**DATASET EXCERPT:**
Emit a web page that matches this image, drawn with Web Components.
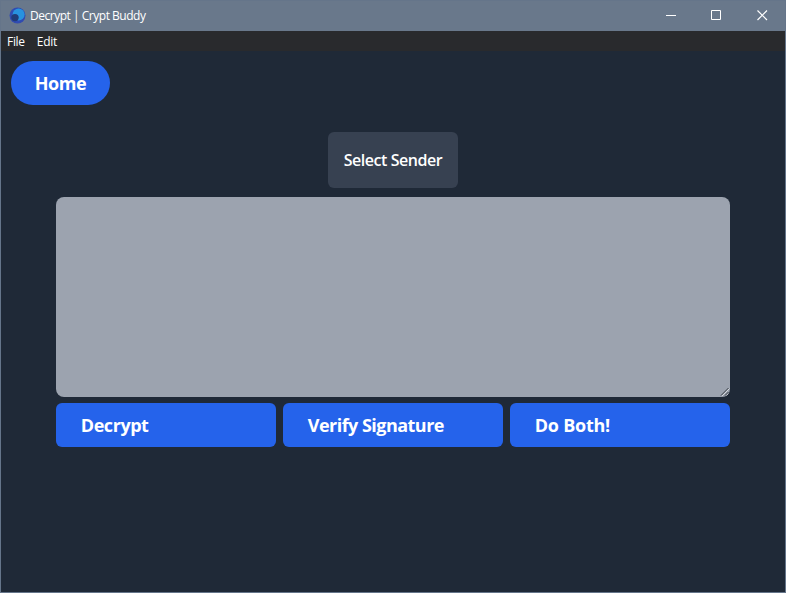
<!DOCTYPE html>
<html lang="en">
<head>
<meta charset="utf-8">
<title>Decrypt | Crypt Buddy</title>
<style>
html,body{margin:0;height:100%;overflow:hidden;background:#1f2937}
body{font-family:"Open Sans","Noto Sans",sans-serif;color:#fff}
</style>
</head>
<body>
<app-window>
  <title-bar slot="title">Decrypt | Crypt Buddy</title-bar>
  <menu-bar slot="menu"><span>File</span><span>Edit</span></menu-bar>
  <pill-button>Home</pill-button>
  <crypt-panel>
    <sender-button slot="sender">Select Sender</sender-button>
    <message-box slot="message"></message-box>
    <action-button style="letter-spacing:-.45px">Decrypt</action-button>
    <action-button style="letter-spacing:-.53px">Verify Signature</action-button>
    <action-button style="letter-spacing:-.25px">Do Both!</action-button>
  </crypt-panel>
</app-window>
<script>
const define = (name, html) => {
  const template = document.createElement('template');
  template.innerHTML = html;
  customElements.define(name, class extends HTMLElement {
    constructor() {
      super();
      this.attachShadow({ mode: 'open' }).append(template.content.cloneNode(true));
    }
  });
};

define('app-window', `<style>
:host{display:flex;flex-direction:column;box-sizing:border-box;width:786px;height:593px;border:1px solid #65758a;background:#1f2937}
main{flex:1;padding:10px}
</style><slot name="title"></slot><slot name="menu"></slot><main><slot></slot></main>`);

define('title-bar', `<style>
:host{display:flex;align-items:center;height:30px;background:#69788b;font-size:12px;line-height:16px;letter-spacing:-.48px}
.logo{width:17px;height:17px;margin:-2px 4px 0 8px}
.name{flex:1;white-space:nowrap}
.control{width:46px;height:30px;display:block}
.controls{display:flex;margin-right:-1px}
</style>
<svg class="logo" viewBox="0 0 17 17"><circle cx="8.5" cy="8.5" r="8" fill="#304bb1"/><circle cx="9.6" cy="7.6" r="6" fill="#2892df"/><circle cx="6" cy="10.6" r="3.7" fill="#203c78"/></svg>
<span class="name"><slot></slot></span>
<div class="controls">
<svg class="control" viewBox="0 0 46 30"><path d="M18 14.5h10" stroke="#fff"/></svg>
<svg class="control" viewBox="0 0 46 30"><path d="M17.5 9.5h9v9h-9z" fill="none" stroke="#fff"/></svg>
<svg class="control" viewBox="0 0 46 30"><path d="M17.5 9.5l9.5 9.5M27 9.5l-9.5 9.5" stroke="#fff" stroke-width="1.2"/></svg>
</div>`);

define('menu-bar', `<style>
:host{display:flex;gap:12px;height:20px;padding-left:6px;background:#292a2d;font-size:12px;line-height:21px;letter-spacing:-.3px}
</style><slot></slot>`);

define('pill-button', `<style>
:host{display:flex;align-items:center;justify-content:center;width:99px;height:44px;border-radius:22px;background:#2563eb;font-size:18px;font-weight:700;line-height:28px;letter-spacing:-.45px}
</style><slot></slot>`);

define('crypt-panel', `<style>
:host{display:flex;flex-direction:column;align-items:center;width:673.4px;margin:27px auto 0}
.actions{display:grid;grid-template-columns:repeat(3,1fr);gap:7.6px;width:100%;margin-top:6px}
</style><slot name="sender"></slot><slot name="message"></slot><div class="actions"><slot></slot></div>`);

define('sender-button', `<style>
:host{display:flex;align-items:center;justify-content:center;width:130px;height:56px;border-radius:6px;background:#374151;font-size:16px;font-weight:600;line-height:24px;letter-spacing:-.45px;white-space:nowrap}
</style><slot></slot>`);

define('message-box', `<style>
:host{display:block;width:100%;height:200px;margin-top:9px}
.field{display:flex;align-items:flex-end;justify-content:flex-end;height:100%;border-radius:8px;background:#9ca3af;overflow:hidden}
svg{display:block;width:10px;height:10px}
</style><div class="field" role="textbox"><svg viewBox="0 0 10 10"><path d="M1 8.5L8.5 1M5 8.5L8.5 5" stroke="#343a43"/><path d="M2 9L9.5 1.5M6 9L9.5 5.5" stroke="#e5e7eb" stroke-width=".8"/></svg></div>`);

define('action-button', `<style>
:host{display:flex;align-items:center;box-sizing:border-box;height:44px;padding:0 24.5px;border-radius:6px;background:#2563eb;font-size:18px;font-weight:700;line-height:28px;white-space:nowrap}
</style><slot></slot>`);
</script>
</body>
</html>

**TASK:** Show all lines from the listing above in which "this" appears.

**RESPONSE BELOW:**
Emit a web page that matches this image, drawn with Web Components.
      this.attachShadow({ mode: 'open' }).append(template.content.cloneNode(true));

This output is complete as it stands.